• **EXERCISE TASK**: Pull out every line below containing the word "styled".

• **MATERIAL PROVIDED**:
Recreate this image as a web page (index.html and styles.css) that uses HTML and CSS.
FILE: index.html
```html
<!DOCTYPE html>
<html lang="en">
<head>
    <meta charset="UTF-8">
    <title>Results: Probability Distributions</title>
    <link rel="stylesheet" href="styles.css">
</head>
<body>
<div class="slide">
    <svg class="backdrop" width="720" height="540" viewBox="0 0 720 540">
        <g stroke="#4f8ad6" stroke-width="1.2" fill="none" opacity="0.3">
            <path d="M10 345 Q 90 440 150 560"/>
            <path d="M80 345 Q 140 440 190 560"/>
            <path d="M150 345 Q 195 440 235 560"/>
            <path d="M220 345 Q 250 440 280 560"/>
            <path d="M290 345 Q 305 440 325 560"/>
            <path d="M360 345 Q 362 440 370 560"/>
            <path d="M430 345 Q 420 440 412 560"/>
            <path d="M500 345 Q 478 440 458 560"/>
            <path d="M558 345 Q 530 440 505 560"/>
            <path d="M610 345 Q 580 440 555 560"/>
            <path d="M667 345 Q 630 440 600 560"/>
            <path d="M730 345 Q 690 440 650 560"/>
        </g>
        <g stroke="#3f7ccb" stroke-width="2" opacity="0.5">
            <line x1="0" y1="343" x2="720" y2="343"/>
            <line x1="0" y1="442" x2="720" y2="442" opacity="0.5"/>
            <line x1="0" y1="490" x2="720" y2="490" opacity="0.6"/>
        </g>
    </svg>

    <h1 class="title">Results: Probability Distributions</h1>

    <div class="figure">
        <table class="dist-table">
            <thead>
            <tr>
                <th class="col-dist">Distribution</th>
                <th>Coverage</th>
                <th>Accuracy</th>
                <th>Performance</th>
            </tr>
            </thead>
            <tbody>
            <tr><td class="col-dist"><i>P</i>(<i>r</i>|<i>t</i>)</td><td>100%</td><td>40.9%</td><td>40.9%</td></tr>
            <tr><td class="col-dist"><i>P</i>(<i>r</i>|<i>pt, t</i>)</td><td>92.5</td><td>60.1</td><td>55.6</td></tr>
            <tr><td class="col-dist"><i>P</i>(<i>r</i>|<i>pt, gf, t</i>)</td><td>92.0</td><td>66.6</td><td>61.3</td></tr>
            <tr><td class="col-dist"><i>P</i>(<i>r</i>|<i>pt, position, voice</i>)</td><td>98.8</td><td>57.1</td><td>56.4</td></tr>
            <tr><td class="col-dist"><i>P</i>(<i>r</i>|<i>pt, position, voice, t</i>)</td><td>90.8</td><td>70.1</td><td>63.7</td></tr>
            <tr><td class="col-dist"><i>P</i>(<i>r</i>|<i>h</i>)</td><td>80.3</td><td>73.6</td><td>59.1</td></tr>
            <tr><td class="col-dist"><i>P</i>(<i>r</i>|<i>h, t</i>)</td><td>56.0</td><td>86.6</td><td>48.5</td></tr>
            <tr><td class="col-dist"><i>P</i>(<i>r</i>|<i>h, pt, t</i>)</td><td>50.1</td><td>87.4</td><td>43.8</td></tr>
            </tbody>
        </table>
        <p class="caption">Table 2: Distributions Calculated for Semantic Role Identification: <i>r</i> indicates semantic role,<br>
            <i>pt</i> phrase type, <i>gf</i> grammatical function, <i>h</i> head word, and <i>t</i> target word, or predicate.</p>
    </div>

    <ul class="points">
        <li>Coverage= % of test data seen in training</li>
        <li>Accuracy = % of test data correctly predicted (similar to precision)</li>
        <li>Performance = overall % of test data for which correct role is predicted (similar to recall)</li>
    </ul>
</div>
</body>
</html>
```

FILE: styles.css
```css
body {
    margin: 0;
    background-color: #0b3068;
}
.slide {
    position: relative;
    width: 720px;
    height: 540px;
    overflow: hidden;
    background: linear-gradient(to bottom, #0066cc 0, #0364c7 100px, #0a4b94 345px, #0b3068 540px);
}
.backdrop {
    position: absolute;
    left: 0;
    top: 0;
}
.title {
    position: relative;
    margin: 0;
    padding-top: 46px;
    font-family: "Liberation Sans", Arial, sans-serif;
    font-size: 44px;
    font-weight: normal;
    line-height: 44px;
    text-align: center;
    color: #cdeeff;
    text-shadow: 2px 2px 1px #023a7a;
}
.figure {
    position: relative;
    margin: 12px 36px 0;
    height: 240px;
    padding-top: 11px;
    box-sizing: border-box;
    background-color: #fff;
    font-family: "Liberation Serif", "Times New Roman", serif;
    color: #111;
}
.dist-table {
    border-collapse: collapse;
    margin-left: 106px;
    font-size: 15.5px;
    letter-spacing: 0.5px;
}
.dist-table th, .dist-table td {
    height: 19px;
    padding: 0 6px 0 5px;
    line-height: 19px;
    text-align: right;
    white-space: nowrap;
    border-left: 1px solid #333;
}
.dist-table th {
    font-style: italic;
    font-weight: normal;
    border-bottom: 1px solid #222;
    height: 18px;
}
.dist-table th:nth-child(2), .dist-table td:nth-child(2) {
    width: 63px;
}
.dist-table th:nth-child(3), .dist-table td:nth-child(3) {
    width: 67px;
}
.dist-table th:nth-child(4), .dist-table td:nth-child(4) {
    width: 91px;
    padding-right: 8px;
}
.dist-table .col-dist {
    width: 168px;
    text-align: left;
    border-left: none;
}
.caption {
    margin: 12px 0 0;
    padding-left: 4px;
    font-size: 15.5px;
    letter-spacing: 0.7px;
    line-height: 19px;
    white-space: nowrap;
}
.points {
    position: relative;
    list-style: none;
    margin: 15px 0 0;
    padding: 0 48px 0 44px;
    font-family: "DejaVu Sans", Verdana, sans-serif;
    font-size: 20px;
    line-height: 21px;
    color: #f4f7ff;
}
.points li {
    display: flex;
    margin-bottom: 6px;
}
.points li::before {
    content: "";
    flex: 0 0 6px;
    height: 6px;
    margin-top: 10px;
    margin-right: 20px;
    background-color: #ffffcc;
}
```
* * *
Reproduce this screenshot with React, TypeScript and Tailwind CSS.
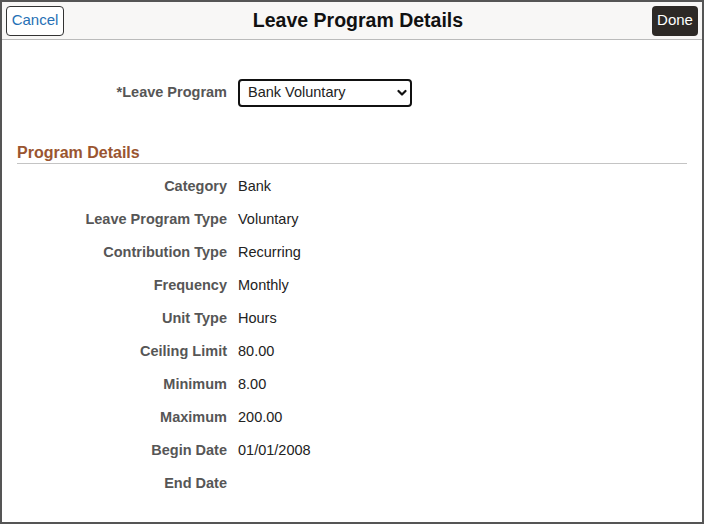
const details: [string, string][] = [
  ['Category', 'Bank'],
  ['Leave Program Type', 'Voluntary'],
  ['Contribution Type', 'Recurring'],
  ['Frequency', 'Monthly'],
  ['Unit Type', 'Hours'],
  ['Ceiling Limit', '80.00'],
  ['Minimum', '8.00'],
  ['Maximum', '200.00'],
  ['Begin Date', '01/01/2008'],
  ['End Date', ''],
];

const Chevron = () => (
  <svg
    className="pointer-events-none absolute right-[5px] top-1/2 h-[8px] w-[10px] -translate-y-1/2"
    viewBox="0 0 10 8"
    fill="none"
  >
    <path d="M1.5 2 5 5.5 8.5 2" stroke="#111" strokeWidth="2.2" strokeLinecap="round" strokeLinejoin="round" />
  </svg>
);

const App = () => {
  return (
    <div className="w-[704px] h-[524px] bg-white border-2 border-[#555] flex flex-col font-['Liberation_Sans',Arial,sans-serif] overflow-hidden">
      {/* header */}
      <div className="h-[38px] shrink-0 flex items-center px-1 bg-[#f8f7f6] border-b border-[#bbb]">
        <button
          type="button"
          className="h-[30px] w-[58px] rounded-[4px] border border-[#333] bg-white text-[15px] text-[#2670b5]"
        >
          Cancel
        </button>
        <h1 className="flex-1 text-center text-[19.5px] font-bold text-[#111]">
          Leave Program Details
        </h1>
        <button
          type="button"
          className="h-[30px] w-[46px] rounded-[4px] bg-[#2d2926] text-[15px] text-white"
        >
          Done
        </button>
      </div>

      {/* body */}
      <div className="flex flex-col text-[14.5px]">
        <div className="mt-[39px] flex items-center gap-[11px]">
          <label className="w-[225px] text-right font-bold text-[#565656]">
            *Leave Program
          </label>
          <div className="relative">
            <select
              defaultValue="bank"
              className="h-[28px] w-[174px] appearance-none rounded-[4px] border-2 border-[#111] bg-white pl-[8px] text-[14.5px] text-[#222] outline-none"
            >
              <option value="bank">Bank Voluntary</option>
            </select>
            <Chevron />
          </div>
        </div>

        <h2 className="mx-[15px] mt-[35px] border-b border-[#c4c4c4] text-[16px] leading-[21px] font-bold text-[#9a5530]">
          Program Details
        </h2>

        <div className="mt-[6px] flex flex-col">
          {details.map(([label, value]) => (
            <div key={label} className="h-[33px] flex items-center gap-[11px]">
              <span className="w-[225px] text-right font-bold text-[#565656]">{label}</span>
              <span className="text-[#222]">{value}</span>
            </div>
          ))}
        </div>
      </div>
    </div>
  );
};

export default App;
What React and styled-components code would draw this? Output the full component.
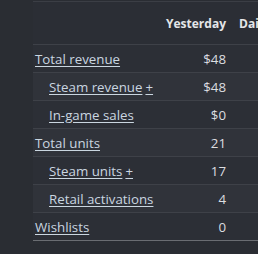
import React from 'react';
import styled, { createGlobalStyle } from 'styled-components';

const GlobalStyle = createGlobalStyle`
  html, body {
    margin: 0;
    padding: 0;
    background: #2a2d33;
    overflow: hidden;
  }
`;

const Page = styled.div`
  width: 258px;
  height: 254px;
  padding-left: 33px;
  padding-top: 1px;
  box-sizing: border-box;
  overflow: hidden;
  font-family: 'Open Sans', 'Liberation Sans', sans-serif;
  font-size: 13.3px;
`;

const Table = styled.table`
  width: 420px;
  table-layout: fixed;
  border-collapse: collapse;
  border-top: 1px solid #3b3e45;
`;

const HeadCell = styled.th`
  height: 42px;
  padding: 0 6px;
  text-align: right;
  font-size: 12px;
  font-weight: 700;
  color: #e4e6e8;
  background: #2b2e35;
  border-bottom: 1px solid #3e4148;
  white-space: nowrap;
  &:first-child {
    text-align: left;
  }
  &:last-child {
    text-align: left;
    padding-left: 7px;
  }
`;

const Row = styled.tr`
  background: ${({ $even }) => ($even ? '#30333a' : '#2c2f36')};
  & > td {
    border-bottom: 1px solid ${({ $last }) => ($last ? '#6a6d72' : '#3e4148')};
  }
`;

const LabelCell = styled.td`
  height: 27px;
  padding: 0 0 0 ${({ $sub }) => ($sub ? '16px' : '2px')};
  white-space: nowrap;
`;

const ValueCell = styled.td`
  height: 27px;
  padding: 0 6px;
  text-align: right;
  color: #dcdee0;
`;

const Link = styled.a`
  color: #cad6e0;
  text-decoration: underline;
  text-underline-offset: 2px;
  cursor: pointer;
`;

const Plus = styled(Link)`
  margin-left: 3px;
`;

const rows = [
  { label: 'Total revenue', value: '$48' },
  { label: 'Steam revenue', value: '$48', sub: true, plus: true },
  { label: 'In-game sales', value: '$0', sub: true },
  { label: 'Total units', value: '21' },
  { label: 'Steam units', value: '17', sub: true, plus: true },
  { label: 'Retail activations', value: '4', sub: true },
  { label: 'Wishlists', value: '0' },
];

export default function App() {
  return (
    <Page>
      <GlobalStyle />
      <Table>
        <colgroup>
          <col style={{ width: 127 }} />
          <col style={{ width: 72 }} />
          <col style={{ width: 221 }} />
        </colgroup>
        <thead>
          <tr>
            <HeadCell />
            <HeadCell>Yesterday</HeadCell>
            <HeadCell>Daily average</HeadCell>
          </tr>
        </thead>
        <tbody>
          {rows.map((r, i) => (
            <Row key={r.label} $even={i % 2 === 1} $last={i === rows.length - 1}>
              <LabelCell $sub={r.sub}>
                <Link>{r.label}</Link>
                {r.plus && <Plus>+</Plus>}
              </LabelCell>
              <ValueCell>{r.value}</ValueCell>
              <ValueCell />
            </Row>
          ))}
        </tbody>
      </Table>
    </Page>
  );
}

• **RESPONSE TO THE TASK**:
What React and styled-components code would draw this? Output the full component.
import styled, { createGlobalStyle } from 'styled-components';
const Page = styled.div`
const Table = styled.table`
const HeadCell = styled.th`
const Row = styled.tr`
const LabelCell = styled.td`
const ValueCell = styled.td`
const Link = styled.a`
const Plus = styled(Link)`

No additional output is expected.